= Ansano di Andrea di Bartolo =

Italian painter (1421-1491)
Ansano di Andrea di Bartolo (1421–1491) was an Italian painter active in Siena. After a brief spell in the late 1430s in Castiglione Olona (near Milan), as an assistant in Masolino’s workshop, he returned to Siena, where in the 1440s he quickly established himself as one of the most progressive artists in the city. This was a time when the Renaissance avant-garde of Sienese painters, headed by Domenico di Bartolo and Lorenzo Vecchietta, was eagerly assimilating the innovations of the leading Florentine artists of the early Renaissance. Following in the footsteps of the leading Florentine painters and sculptors – Masaccio, Masolino, Filippo Lippi, Lorenzo Ghiberti and Donatello – they reformed the traditional formulas of Sienese painting without breaking with their own well-established traditions.
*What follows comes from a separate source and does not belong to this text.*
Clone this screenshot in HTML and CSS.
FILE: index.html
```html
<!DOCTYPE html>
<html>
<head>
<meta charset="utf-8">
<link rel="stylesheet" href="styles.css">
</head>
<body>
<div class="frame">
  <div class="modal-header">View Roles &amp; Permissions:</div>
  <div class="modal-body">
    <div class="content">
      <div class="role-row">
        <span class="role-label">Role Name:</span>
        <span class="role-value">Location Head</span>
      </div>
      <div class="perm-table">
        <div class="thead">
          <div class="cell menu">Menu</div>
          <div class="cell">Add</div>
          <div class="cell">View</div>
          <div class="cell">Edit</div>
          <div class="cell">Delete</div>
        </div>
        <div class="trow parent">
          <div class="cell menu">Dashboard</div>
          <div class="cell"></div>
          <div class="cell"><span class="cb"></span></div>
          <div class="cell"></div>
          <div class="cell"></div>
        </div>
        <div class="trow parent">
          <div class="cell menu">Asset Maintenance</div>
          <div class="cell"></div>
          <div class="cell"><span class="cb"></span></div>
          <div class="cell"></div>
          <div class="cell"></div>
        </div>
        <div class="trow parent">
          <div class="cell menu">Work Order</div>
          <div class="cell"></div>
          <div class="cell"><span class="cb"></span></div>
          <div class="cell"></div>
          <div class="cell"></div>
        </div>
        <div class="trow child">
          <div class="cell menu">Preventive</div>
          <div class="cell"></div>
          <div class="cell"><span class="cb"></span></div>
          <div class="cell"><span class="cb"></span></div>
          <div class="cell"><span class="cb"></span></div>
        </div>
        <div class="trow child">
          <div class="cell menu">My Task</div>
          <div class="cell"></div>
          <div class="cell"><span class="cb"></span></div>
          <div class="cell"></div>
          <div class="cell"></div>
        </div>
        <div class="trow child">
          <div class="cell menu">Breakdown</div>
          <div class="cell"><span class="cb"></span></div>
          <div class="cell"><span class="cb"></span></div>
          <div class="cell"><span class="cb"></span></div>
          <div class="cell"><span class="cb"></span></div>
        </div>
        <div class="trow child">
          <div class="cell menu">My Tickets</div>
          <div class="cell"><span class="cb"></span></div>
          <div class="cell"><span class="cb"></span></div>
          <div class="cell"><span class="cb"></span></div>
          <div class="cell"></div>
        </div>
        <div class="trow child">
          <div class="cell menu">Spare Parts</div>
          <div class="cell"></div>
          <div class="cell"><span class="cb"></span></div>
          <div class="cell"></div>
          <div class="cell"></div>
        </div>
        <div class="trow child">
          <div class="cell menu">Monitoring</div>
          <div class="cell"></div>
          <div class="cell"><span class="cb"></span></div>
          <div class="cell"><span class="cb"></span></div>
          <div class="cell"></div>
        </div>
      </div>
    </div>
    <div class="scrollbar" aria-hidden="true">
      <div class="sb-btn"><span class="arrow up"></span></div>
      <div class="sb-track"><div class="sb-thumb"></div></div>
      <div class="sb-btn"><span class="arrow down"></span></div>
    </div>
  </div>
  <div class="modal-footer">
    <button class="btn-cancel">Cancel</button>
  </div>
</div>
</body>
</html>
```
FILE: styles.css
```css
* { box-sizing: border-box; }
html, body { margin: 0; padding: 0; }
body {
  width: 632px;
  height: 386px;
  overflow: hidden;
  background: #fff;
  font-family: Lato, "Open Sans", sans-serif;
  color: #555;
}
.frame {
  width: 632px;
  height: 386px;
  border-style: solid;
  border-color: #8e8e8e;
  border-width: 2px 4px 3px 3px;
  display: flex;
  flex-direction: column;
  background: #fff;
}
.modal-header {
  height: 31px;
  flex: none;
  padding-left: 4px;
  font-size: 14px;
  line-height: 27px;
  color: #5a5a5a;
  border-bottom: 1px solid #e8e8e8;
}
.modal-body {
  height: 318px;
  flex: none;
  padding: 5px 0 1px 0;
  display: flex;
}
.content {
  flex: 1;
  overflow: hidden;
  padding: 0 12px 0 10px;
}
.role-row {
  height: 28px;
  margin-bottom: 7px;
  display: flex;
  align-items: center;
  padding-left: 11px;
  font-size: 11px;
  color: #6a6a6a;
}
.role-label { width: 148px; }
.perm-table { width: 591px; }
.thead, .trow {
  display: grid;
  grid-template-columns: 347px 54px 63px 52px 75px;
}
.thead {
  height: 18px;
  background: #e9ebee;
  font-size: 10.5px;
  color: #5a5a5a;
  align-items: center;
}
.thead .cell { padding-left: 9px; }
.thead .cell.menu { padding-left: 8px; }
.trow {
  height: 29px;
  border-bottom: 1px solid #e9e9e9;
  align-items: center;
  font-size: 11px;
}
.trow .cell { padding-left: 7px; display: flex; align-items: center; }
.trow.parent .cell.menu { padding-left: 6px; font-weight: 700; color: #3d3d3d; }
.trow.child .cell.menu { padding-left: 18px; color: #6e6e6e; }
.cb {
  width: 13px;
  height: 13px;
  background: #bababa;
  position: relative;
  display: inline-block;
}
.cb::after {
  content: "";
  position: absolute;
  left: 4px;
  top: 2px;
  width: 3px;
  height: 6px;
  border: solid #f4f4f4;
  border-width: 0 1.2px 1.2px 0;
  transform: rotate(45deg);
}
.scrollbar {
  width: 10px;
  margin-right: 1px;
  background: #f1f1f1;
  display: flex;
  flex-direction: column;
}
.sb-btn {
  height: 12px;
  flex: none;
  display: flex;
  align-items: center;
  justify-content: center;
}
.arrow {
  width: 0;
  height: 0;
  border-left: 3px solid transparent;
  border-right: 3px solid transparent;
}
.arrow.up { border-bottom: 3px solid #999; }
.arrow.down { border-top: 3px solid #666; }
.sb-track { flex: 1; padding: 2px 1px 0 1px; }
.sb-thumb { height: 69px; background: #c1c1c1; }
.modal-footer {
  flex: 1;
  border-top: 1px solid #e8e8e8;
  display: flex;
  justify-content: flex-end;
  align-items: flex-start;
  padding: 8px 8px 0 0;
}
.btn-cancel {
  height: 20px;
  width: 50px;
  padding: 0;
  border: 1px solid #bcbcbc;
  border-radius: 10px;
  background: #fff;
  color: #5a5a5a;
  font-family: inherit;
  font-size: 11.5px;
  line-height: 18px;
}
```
These artists permeated their old Sienese formulas and inventions with a Renaissance spirit and produced pictures of major physical substance, consequently scenes of higher empathy, and, in the case of the splendid frescoes of the it:Pellegrinaio of the Ospedale di Santa Maria della Scala in Siena, episodes embedded in fantastic architectural settings, constructed as eccentric expressions of the newly acquired rules of perspective within an artistic vocabulary of no lesser eccentricity inspired by the classical world.